Work to complete: Copy all lines below exactly as written. Leave pictures out.
=-=-=
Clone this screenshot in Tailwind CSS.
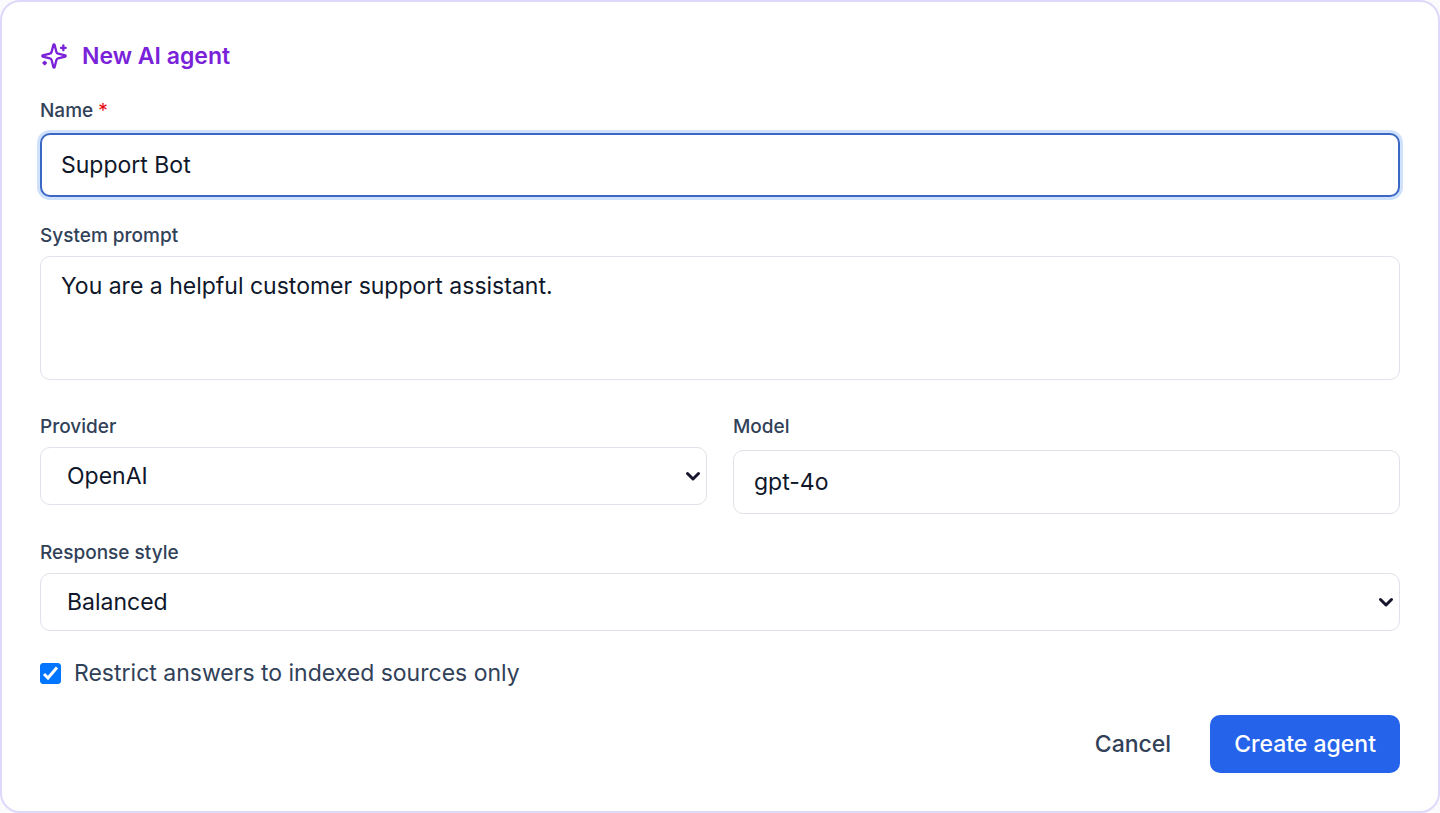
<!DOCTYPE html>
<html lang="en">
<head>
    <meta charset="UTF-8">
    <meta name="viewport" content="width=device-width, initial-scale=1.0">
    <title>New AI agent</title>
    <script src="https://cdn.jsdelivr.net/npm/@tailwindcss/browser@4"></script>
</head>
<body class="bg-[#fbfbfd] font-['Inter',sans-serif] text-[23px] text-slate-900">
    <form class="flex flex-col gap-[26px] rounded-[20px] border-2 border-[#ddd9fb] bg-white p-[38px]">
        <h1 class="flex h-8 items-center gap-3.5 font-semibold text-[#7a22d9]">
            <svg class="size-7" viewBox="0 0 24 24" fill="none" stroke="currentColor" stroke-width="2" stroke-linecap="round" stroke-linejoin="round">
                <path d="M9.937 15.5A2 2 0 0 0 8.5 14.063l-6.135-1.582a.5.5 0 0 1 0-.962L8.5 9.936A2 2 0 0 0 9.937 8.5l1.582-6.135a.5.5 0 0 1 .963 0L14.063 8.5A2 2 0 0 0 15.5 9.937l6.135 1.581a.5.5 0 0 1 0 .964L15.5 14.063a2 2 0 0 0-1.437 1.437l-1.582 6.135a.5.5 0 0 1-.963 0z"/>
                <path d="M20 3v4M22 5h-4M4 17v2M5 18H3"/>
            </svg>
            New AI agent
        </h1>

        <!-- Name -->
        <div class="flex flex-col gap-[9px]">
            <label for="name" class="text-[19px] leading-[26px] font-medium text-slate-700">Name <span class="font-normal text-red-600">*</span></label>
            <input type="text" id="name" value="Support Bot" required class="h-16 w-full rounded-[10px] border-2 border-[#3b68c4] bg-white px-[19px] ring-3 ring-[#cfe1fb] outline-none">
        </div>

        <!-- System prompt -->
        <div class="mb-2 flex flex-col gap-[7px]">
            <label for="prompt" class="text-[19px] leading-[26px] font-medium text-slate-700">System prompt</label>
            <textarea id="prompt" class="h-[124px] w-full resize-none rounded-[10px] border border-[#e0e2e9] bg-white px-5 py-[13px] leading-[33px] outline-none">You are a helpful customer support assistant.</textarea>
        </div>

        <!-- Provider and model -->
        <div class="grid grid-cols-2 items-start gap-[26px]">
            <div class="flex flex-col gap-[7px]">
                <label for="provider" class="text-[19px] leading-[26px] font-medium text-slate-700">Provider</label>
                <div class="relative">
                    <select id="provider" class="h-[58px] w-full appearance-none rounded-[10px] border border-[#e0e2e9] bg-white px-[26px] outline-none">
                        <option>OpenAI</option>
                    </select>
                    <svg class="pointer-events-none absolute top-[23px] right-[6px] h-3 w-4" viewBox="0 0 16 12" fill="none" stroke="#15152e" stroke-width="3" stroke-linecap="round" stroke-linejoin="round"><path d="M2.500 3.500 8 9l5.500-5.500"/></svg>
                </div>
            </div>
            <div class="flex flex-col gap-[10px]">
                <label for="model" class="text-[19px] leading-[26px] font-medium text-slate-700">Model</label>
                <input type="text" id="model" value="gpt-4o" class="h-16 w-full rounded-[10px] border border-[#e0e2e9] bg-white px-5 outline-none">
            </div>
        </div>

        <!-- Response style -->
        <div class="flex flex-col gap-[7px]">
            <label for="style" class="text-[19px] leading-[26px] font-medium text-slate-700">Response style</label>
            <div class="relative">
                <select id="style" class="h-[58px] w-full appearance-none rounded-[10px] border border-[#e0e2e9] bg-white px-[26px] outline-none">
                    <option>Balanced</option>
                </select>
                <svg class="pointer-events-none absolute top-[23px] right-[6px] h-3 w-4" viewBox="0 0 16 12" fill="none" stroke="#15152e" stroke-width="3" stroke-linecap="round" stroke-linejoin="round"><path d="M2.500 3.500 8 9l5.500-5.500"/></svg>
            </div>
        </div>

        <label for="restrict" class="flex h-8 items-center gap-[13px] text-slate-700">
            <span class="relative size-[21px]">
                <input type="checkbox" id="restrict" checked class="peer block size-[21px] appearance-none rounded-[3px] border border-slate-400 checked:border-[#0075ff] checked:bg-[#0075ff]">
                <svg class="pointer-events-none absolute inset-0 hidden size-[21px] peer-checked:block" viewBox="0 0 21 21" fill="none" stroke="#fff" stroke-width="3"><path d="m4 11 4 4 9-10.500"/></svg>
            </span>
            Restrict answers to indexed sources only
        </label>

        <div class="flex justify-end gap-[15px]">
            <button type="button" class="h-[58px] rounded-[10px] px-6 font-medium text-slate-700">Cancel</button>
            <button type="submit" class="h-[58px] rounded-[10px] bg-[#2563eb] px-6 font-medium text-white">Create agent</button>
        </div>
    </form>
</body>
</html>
=-=-=
Solution for this problem:
Clone this screenshot in Tailwind CSS.
<!DOCTYPE html>
<html lang="en">
<head>
    <meta charset="UTF-8">
    <meta name="viewport" content="width=device-width, initial-scale=1.0">
    <title>New AI agent</title>
    <script src="https://cdn.jsdelivr.net/npm/@tailwindcss/browser@4"></script>
</head>
<body class="bg-[#fbfbfd] font-['Inter',sans-serif] text-[23px] text-slate-900">
    <form class="flex flex-col gap-[26px] rounded-[20px] border-2 border-[#ddd9fb] bg-white p-[38px]">
        <h1 class="flex h-8 items-center gap-3.5 font-semibold text-[#7a22d9]">
            <svg class="size-7" viewBox="0 0 24 24" fill="none" stroke="currentColor" stroke-width="2" stroke-linecap="round" stroke-linejoin="round">
                <path d="M9.937 15.5A2 2 0 0 0 8.5 14.063l-6.135-1.582a.5.5 0 0 1 0-.962L8.5 9.936A2 2 0 0 0 9.937 8.5l1.582-6.135a.5.5 0 0 1 .963 0L14.063 8.5A2 2 0 0 0 15.5 9.937l6.135 1.581a.5.5 0 0 1 0 .964L15.5 14.063a2 2 0 0 0-1.437 1.437l-1.582 6.135a.5.5 0 0 1-.963 0z"/>
                <path d="M20 3v4M22 5h-4M4 17v2M5 18H3"/>
            </svg>
            New AI agent
        </h1>

        <!-- Name -->
        <div class="flex flex-col gap-[9px]">
            <label for="name" class="text-[19px] leading-[26px] font-medium text-slate-700">Name <span class="font-normal text-red-600">*</span></label>
            <input type="text" id="name" value="Support Bot" required class="h-16 w-full rounded-[10px] border-2 border-[#3b68c4] bg-white px-[19px] ring-3 ring-[#cfe1fb] outline-none">
        </div>

        <!-- System prompt -->
        <div class="mb-2 flex flex-col gap-[7px]">
            <label for="prompt" class="text-[19px] leading-[26px] font-medium text-slate-700">System prompt</label>
            <textarea id="prompt" class="h-[124px] w-full resize-none rounded-[10px] border border-[#e0e2e9] bg-white px-5 py-[13px] leading-[33px] outline-none">You are a helpful customer support assistant.</textarea>
        </div>

        <!-- Provider and model -->
        <div class="grid grid-cols-2 items-start gap-[26px]">
            <div class="flex flex-col gap-[7px]">
                <label for="provider" class="text-[19px] leading-[26px] font-medium text-slate-700">Provider</label>
                <div class="relative">
                    <select id="provider" class="h-[58px] w-full appearance-none rounded-[10px] border border-[#e0e2e9] bg-white px-[26px] outline-none">
                        <option>OpenAI</option>
                    </select>
                    <svg class="pointer-events-none absolute top-[23px] right-[6px] h-3 w-4" viewBox="0 0 16 12" fill="none" stroke="#15152e" stroke-width="3" stroke-linecap="round" stroke-linejoin="round"><path d="M2.500 3.500 8 9l5.500-5.500"/></svg>
                </div>
            </div>
            <div class="flex flex-col gap-[10px]">
                <label for="model" class="text-[19px] leading-[26px] font-medium text-slate-700">Model</label>
                <input type="text" id="model" value="gpt-4o" class="h-16 w-full rounded-[10px] border border-[#e0e2e9] bg-white px-5 outline-none">
            </div>
        </div>

        <!-- Response style -->
        <div class="flex flex-col gap-[7px]">
            <label for="style" class="text-[19px] leading-[26px] font-medium text-slate-700">Response style</label>
            <div class="relative">
                <select id="style" class="h-[58px] w-full appearance-none rounded-[10px] border border-[#e0e2e9] bg-white px-[26px] outline-none">
                    <option>Balanced</option>
                </select>
                <svg class="pointer-events-none absolute top-[23px] right-[6px] h-3 w-4" viewBox="0 0 16 12" fill="none" stroke="#15152e" stroke-width="3" stroke-linecap="round" stroke-linejoin="round"><path d="M2.500 3.500 8 9l5.500-5.500"/></svg>
            </div>
        </div>

        <label for="restrict" class="flex h-8 items-center gap-[13px] text-slate-700">
            <span class="relative size-[21px]">
                <input type="checkbox" id="restrict" checked class="peer block size-[21px] appearance-none rounded-[3px] border border-slate-400 checked:border-[#0075ff] checked:bg-[#0075ff]">
                <svg class="pointer-events-none absolute inset-0 hidden size-[21px] peer-checked:block" viewBox="0 0 21 21" fill="none" stroke="#fff" stroke-width="3"><path d="m4 11 4 4 9-10.500"/></svg>
            </span>
            Restrict answers to indexed sources only
        </label>

        <div class="flex justify-end gap-[15px]">
            <button type="button" class="h-[58px] rounded-[10px] px-6 font-medium text-slate-700">Cancel</button>
            <button type="submit" class="h-[58px] rounded-[10px] bg-[#2563eb] px-6 font-medium text-white">Create agent</button>
        </div>
    </form>
</body>
</html>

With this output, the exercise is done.